You should also get an idea of the bigger investments you plan to make in the coming years – whether these go towards education, a car or home ownership. Record these major items in a separate list to see how much money you are going to need in the mid-term for these investments.

Step 2: Identify your savings potential

Once you know exactly what your earnings and outgoings are, then you can set out a monthly budget. This will tell you where you are saving already, and where there is potential for more savings. Saving does mean buying less to an extent, but cheaper options of some items can be purchased without having to go without them altogether. The amount of money your family will have left at the end of the month largely comes down to individual circumstances and your income situation.

Invest small amounts on a regular basis

You can invest these savings. But how? Private pensions are a good option for investing in assets. The fixed pension plan (pillar 3a) in the third pillar lets you choose between a retirement savings account and investing in a retirement fund. Whereas assets in a retirement savings account simply bear interest, retirement assets in funds are invested in securities.

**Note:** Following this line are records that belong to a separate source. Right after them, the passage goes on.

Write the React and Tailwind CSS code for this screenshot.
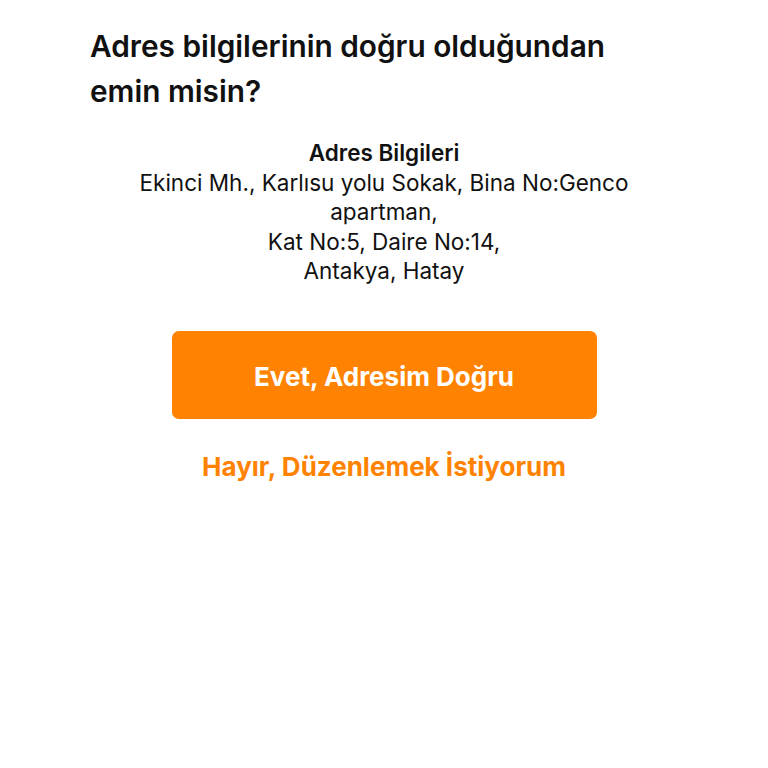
import React from 'react';

const address = {
  lines: [
    'Ekinci Mh., Karlısu yolu Sokak, Bina No:Genco apartman,',
    'Kat No:5, Daire No:14,',
    'Antakya, Hatay'
  ]
};

const App = () => {
  return (
    <div className="min-h-screen bg-white font-['Inter','Noto_Sans',sans-serif] text-[#111]">
      <div className="mx-auto w-[588px] pt-[24px]">
        {/* Title */}
        <h1 className="max-w-[570px] text-[29.8px] leading-[45px] font-semibold">
          Adres bilgilerinin doğru olduğundan emin misin?
        </h1>

        {/* Address */}
        <div className="mx-auto mt-[24px] w-[530px] text-center text-[22.5px] leading-[29.5px]">
          <p className="font-semibold">Adres Bilgileri</p>
          {address.lines.map((line, i) => (
            <p key={i}>{line}</p>
          ))}
        </div>

        {/* Actions */}
        <div className="mt-[45px] flex flex-col items-center">
          <button className="h-[88px] w-[425px] rounded-[7px] bg-[#ff8300] pt-[3px] text-[26px] font-bold text-white">
            Evet, Adresim Doğru
          </button>
          <button className="mt-[28px] text-[26px] font-bold text-[#ff8300]">
            Hayır, Düzenlemek İstiyorum
          </button>
        </div>
      </div>
    </div>
  );
};

export default App;
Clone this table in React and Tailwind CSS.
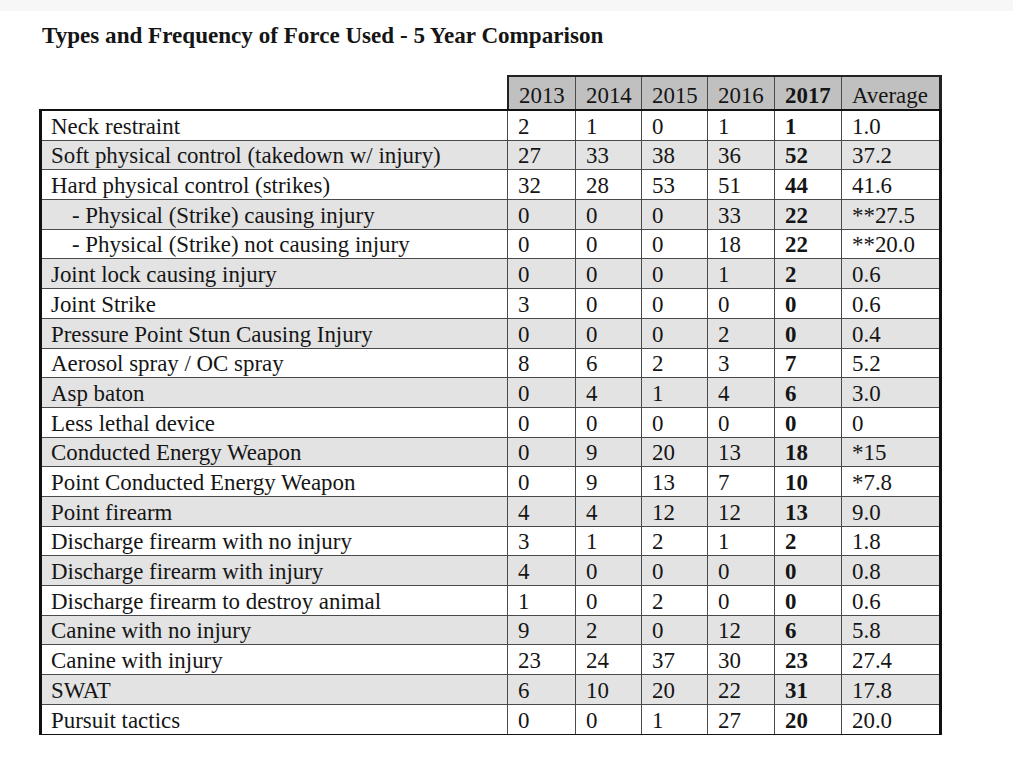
import React from "react";

const rows = [
  ["Neck restraint", ["2", "1", "0", "1", "1", "1.0"]],
  ["Soft physical control (takedown w/ injury)", ["27", "33", "38", "36", "52", "37.2"]],
  ["Hard physical control (strikes)", ["32", "28", "53", "51", "44", "41.6"]],
  ["- Physical (Strike) causing injury", ["0", "0", "0", "33", "22", "**27.5"], true],
  ["- Physical (Strike) not causing injury", ["0", "0", "0", "18", "22", "**20.0"], true],
  ["Joint lock causing injury", ["0", "0", "0", "1", "2", "0.6"]],
  ["Joint Strike", ["3", "0", "0", "0", "0", "0.6"]],
  ["Pressure Point Stun Causing Injury", ["0", "0", "0", "2", "0", "0.4"]],
  ["Aerosol spray / OC spray", ["8", "6", "2", "3", "7", "5.2"]],
  ["Asp baton", ["0", "4", "1", "4", "6", "3.0"]],
  ["Less lethal device", ["0", "0", "0", "0", "0", "0"]],
  ["Conducted Energy Weapon", ["0", "9", "20", "13", "18", "*15"]],
  ["Point Conducted Energy Weapon", ["0", "9", "13", "7", "10", "*7.8"]],
  ["Point firearm", ["4", "4", "12", "12", "13", "9.0"]],
  ["Discharge firearm with no injury", ["3", "1", "2", "1", "2", "1.8"]],
  ["Discharge firearm with injury", ["4", "0", "0", "0", "0", "0.8"]],
  ["Discharge firearm to destroy animal", ["1", "0", "2", "0", "0", "0.6"]],
  ["Canine with no injury", ["9", "2", "0", "12", "6", "5.8"]],
  ["Canine with injury", ["23", "24", "37", "30", "23", "27.4"]],
  ["SWAT", ["6", "10", "20", "22", "31", "17.8"]],
  ["Pursuit tactics", ["0", "0", "1", "27", "20", "20.0"]],
];

const bodyCols = [
  "w-[68px] border-r border-[#4a4a4a]",
  "w-[66px] border-r border-[#4a4a4a]",
  "w-[66px] border-r border-[#4a4a4a]",
  "w-[67px] border-r border-[#4a4a4a]",
  "w-[67px] border-r border-[#4a4a4a] font-bold",
  "w-[97px]",
];

const headCols = [
  ["2013", "w-[67px] border-r border-[#4a4a4a]"],
  ["2014", "w-[66px] border-r border-[#4a4a4a]"],
  ["2015", "w-[66px] border-r border-[#4a4a4a]"],
  ["2016", "w-[67px] border-r border-[#4a4a4a]"],
  ["2017", "w-[67px] border-r border-[#4a4a4a] font-bold"],
  ["Average", "w-[97px]"],
];

export default function App() {
  return (
    <div className="min-h-[768px] w-[1013px] bg-white font-['Liberation_Serif',serif] text-[#151515]">
      <div className="h-[11px] bg-[#f7f7f7]" />
      <div className="pl-[42px] pt-[12px] text-[23.1px] font-bold leading-[25px]">
        Types and Frequency of Force Used - 5 Year Comparison
      </div>
      <div className="ml-[39px] mt-[27px] w-[903px] text-[22.9px]">
        <div className="flex">
          <div className="w-[468px]" />
          <div className="flex h-[34px] border-l-2 border-r-[3px] border-t-2 border-[#222] bg-[#c0c0c0]">
            {headCols.map(([t, c]) => (
              <div key={t} className={`flex items-end pl-[10px] leading-[25px] pb-[1px] ${c}`}>
                {t}
              </div>
            ))}
          </div>
        </div>
        <div className="border-l-[3px] border-r-[3px] border-t-2 border-b border-[#111]">
          {rows.map(([label, vals, sub], i) => (
            <div
              key={label}
              className={`flex h-[29.7px] ${i < rows.length - 1 ? "border-b border-[#4a4a4a]" : ""} ${
                i % 2 === 1 ? "bg-[#e3e3e3]" : "bg-white"
              }`}
            >
              <div
                className={`flex w-[466px] items-end border-r border-[#4a4a4a] leading-[25px] pb-[1px] ${
                  sub ? "pl-[30px]" : "pl-[9px]"
                }`}
              >
                {label}
              </div>
              {vals.map((v, j) => (
                <div key={j} className={`flex items-end pl-[10px] leading-[25px] pb-[1px] ${bodyCols[j]}`}>
                  {v}
                </div>
              ))}
            </div>
          ))}
        </div>
      </div>
    </div>
  );
}
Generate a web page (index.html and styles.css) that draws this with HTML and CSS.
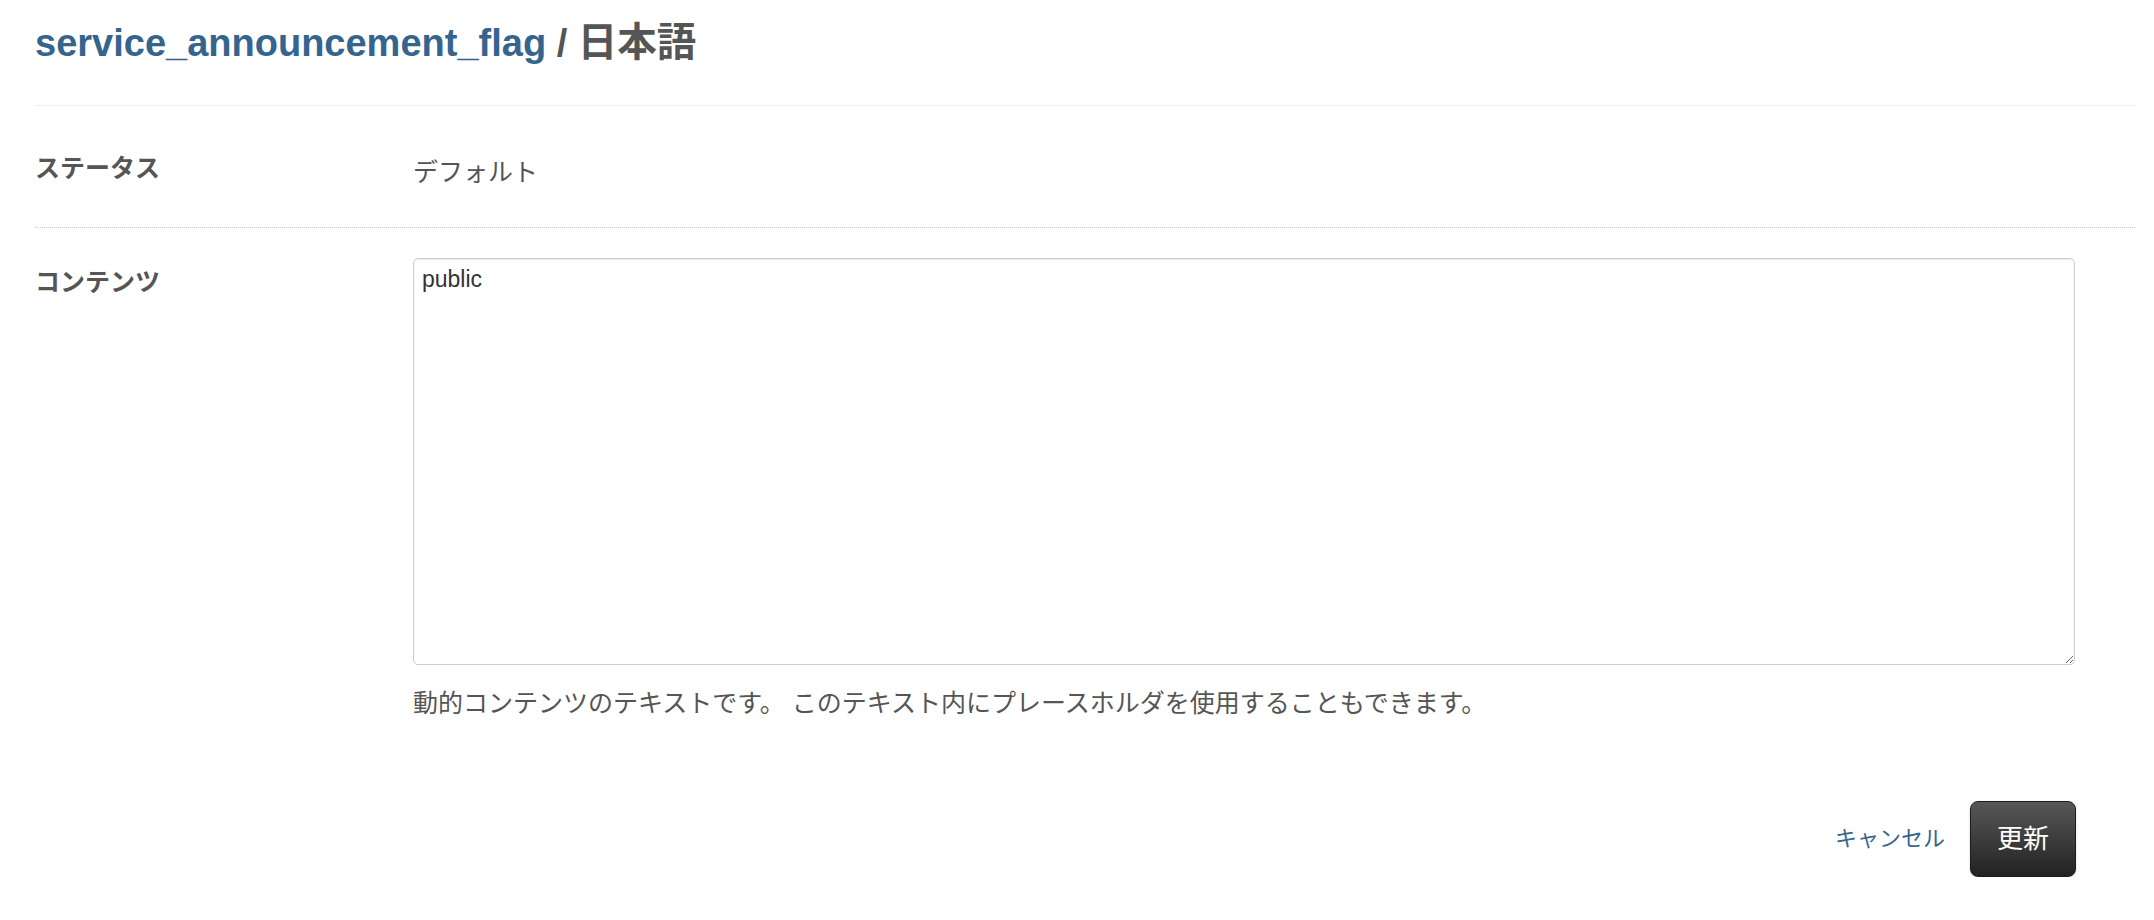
FILE: index.html
```html
<!DOCTYPE html>
<html lang="ja">
<head>
<meta charset="utf-8">
<title>service_announcement_flag / 日本語</title>
<link rel="stylesheet" href="styles.css">
</head>
<body>
<div class="page">
  <h1 class="title"><a class="title-link" href="#">service_announcement_flag</a> / <span class="title-rest">日本語</span></h1>
  <div class="row row-status">
    <div class="label">ステータス</div>
    <div class="value">デフォルト</div>
  </div>
  <div class="row row-content">
    <div class="label">コンテンツ</div>
    <div class="field">
      <textarea class="textarea">public</textarea>
      <p class="help">動的コンテンツのテキストです。 このテキスト内にプレースホルダを使用することもできます。</p>
    </div>
  </div>
  <div class="actions">
    <a class="cancel" href="#">キャンセル</a>
    <button class="btn-update" type="button">更新</button>
  </div>
</div>
</body>
</html>
```

FILE: styles.css
```css
html, body {
  margin: 0;
  padding: 0;
  background: #fff;
}

body {
  font-family: "Liberation Sans", "Noto Sans CJK JP", sans-serif;
  color: #555;
  font-size: 25px;
}

.page {
  padding: 0 19px 0 35px;
}

.title {
  box-sizing: border-box;
  height: 106px;
  margin: 0;
  padding-top: 20px;
  font-size: 38px;
  line-height: 44px;
  font-weight: bold;
  color: #555;
  border-bottom: 1px solid #eee;
}

.title-link {
  color: #35658f;
  text-decoration: none;
}

.title-rest {
  font-size: 39.5px;
}

.row {
  display: grid;
  grid-template-columns: 378px 1662px;
}

.row-status {
  box-sizing: border-box;
  height: 122px;
  border-bottom: 1px dotted #c8c8c8;
}

.label {
  font-weight: bold;
  font-size: 25px;
  line-height: 36px;
}

.row-status .label {
  padding-top: 44px;
}

.row-status .value {
  padding-top: 48px;
  line-height: 36px;
}

.row-content {
  padding-top: 30px;
}

.row-content .label {
  padding-top: 6px;
}

.field {
  display: flex;
  flex-direction: column;
}

.textarea {
  box-sizing: border-box;
  width: 1662px;
  height: 407px;
  margin: 0;
  padding: 4px 8px;
  border: 1px solid #ccc;
  border-radius: 5px;
  box-shadow: inset 0 1px 1px rgba(0, 0, 0, 0.075);
  font-family: "Liberation Sans", "Noto Sans CJK JP", sans-serif;
  font-size: 23px;
  line-height: 32px;
  color: #333;
  resize: both;
}

.help {
  margin: 20px 0 0;
  font-size: 25px;
  line-height: 36px;
  color: #555;
}

.actions {
  display: flex;
  justify-content: flex-end;
  align-items: center;
  gap: 25px;
  margin-top: 80px;
  padding-right: 59px;
}

.cancel {
  color: #35658f;
  text-decoration: none;
  font-size: 22px;
  line-height: 30px;
}

.btn-update {
  box-sizing: border-box;
  height: 76px;
  padding: 0 26px;
  border: 1px solid #1c1c1c;
  border-radius: 8px;
  background: linear-gradient(to bottom, #575757, #222);
  box-shadow: 0 1px 3px rgba(0, 0, 0, 0.15);
  color: #fff;
  font-family: "Liberation Sans", "Noto Sans CJK JP", sans-serif;
  font-size: 26px;
  line-height: 36px;
}
```
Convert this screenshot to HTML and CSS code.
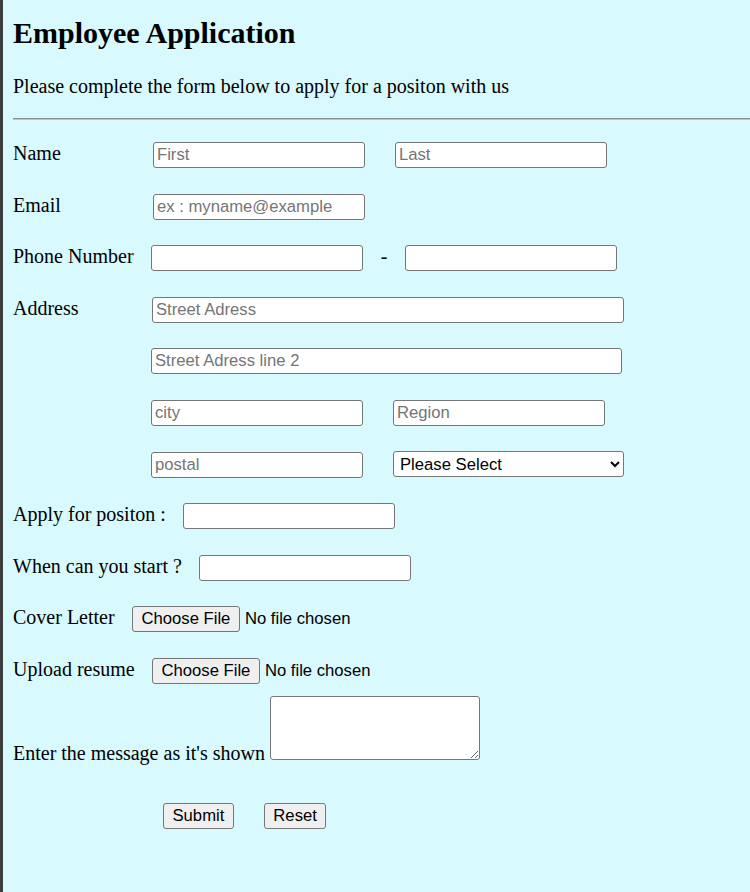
FILE: index.html
```html
<!DOCTYPE html>
<html lang="en">
<head>
<meta charset="utf-8">
<title>Employee Application</title>
<link rel="stylesheet" href="styles.css">
</head>
<body>
<h2 class="title">Employee Application</h2>
<p class="intro">Please complete the form below to apply for a positon with us</p>
<hr class="rule">
<form class="form">
  <div class="row">
    <label class="label w-name">Name</label>
    <input class="field" type="text" placeholder="First">
    <input class="field gap-left" type="text" placeholder="Last">
  </div>
  <div class="row">
    <label class="label w-name">Email</label>
    <input class="field" type="email" placeholder="ex : myname@example">
  </div>
  <div class="row">
    <label class="label w-phone">Phone Number</label>
    <input class="field" type="text">
    <span class="dash">-</span>
    <input class="field" type="text">
  </div>
  <div class="row">
    <label class="label w-address">Address</label>
    <input class="field street" type="text" placeholder="Street Adress">
  </div>
  <div class="row indent">
    <input class="field street2" type="text" placeholder="Street Adress line 2">
  </div>
  <div class="row indent">
    <input class="field" type="text" placeholder="city">
    <input class="field gap-left" type="text" placeholder="Region">
  </div>
  <div class="row indent">
    <input class="field" type="text" placeholder="postal">
    <select class="field choice gap-left">
      <option>Please Select</option>
      <option>Alberta</option>
      <option>British Columbia</option>
      <option>Ontario</option>
    </select>
  </div>
  <div class="row">
    <label class="label w-apply">Apply for positon :</label>
    <input class="field" type="text">
  </div>
  <div class="row">
    <label class="label w-start">When can you start ?</label>
    <input class="field" type="text">
  </div>
  <div class="row">
    <label class="label w-cover">Cover Letter</label>
    <input class="file" type="file">
  </div>
  <div class="row">
    <label class="label w-resume">Upload resume</label>
    <input class="file" type="file">
  </div>
  <div class="message">
    <label class="label-inline">Enter the message as it's shown</label> <textarea class="area"></textarea>
  </div>
  <div class="actions">
    <button class="btn" type="submit">Submit</button>
    <button class="btn" type="reset">Reset</button>
  </div>
</form>
</body>
</html>
```
FILE: styles.css
```css
html {
  background: #d8f9fe;
}

body {
  box-sizing: border-box;
  min-height: 100vh;
  margin: 0;
  padding: 16px 0 0 10px;
  border-left: 3px solid #3d3d3d;
  background: #d8f9fe;
  color: #000;
  font-family: "Liberation Serif", "Times New Roman", serif;
  font-size: 20px;
  line-height: 23px;
}

.title {
  margin: 0;
  font-size: 30px;
  line-height: 34px;
  font-weight: bold;
}

.intro {
  margin: 25px 0 0;
}

.rule {
  margin: 20px 0 0;
  height: 0;
  border: 0;
  border-top: 1px solid #8c8c8c;
  border-bottom: 1px solid #b9c4c6;
}

.form {
  margin-top: 22px;
}

.row {
  display: flex;
  align-items: baseline;
}

.row + .row {
  margin-top: 25.5px;
}

.indent {
  padding-left: 138px;
}

.label {
  flex: none;
}

.w-name { width: 140px; }
.w-phone { width: 138px; }
.w-address { width: 139px; }
.w-apply { width: 170px; }
.w-start { width: 186px; }
.w-cover { width: 119px; }
.w-resume { width: 139px; }

.field {
  box-sizing: border-box;
  width: 212px;
  height: 26px;
  margin: 0;
  padding: 0 3px;
  border: 1px solid #767676;
  border-radius: 3px;
  background: #fff;
  color: #000;
  font-family: "Liberation Sans", Arial, sans-serif;
  font-size: 16.67px;
}

.field::placeholder {
  color: #757575;
}

.gap-left {
  margin-left: 30px;
}

.dash {
  width: 42px;
  text-align: center;
}

.street {
  width: 472px;
}

.street2 {
  width: 471px;
}

.choice {
  width: 231px;
  padding: 0 2px;
}

.file {
  margin: 0;
  font-family: "Liberation Sans", Arial, sans-serif;
  font-size: 16.67px;
  color: #000;
}

.file::file-selector-button {
  box-sizing: border-box;
  height: 26px;
  margin: 0 5px 0 0;
  padding: 0 8.5px;
  border: 1px solid #767676;
  border-radius: 3px;
  background: #efefef;
  color: #000;
  font-family: "Liberation Sans", Arial, sans-serif;
  font-size: 16.67px;
}

.message {
  margin-top: 12px;
}

.area {
  box-sizing: border-box;
  width: 210px;
  height: 64px;
  margin: 0;
  border: 1px solid #767676;
  border-radius: 3px;
  background: #fff;
}

.actions {
  display: flex;
  gap: 30px;
  margin-top: 38px;
  padding-left: 150px;
}

.btn {
  box-sizing: border-box;
  height: 26px;
  margin: 0;
  padding: 0 8.5px;
  border: 1px solid #767676;
  border-radius: 3px;
  background: #efefef;
  color: #000;
  font-family: "Liberation Sans", Arial, sans-serif;
  font-size: 16.67px;
}
```
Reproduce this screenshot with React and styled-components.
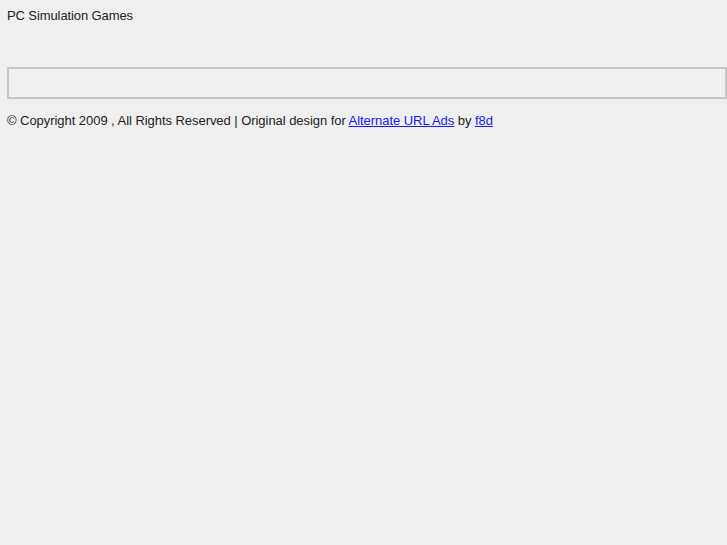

Pillar 3a retirement funds are broadly diversified, and guarantee a mix of asset classes, such as shares, bonds and real estate. With a funds saving plan, you can invest smaller amounts on a monthly basis.

Find out more about individual retirement planning solutions in our article “What retirement fund is right for your circumstances?”.

By paying into pillar 3a, you not only have a chance to build up your assets for the future, you are also saving up in the here and now: payments into pillar 3a can be deducted from taxes. Upon payout, the retirement assets are taxed at a reduced rate.

In addition to paying into pillar 3a, it is worth setting aside a cash reserve of about three month’s salary.

Remember protection against risk

In addition to building up assets, you should also think about protection against risk. With life insurance savings, such as the “SmartFlex pension plan”, you can combine provisions in the event of death and inability to work. However, you can also simply take out risk insurance in the event of death and inability to work and protect yourself that way.

Opportunity to build up assets

If, having taken out protection against risk and retirement provisions under pillar 3a, a family still has funds available to them, they can invest these to take advantage of opportunities to build up assets if the risks are right. Here, the same rule applies to families that applies to all investors: diversification minimizes your risks.

Investment solutions with ETFs and index funds may also be a viable investment opportunity for families. Both “exchange traded funds” and index funds form part of the performance of an index. These often involve comparatively low costs and fees.

In summary

Through careful financial management, families can give themselves leeway for retirement planning. Beginners should first focus on the opportunities presented by a fixed pension plan (pillar 3a). Budget permitting, they may also invest in other assets, such as funds or ETFs. Given the critical role a long investment horizon plays here, it is well worth starting as soon as possible.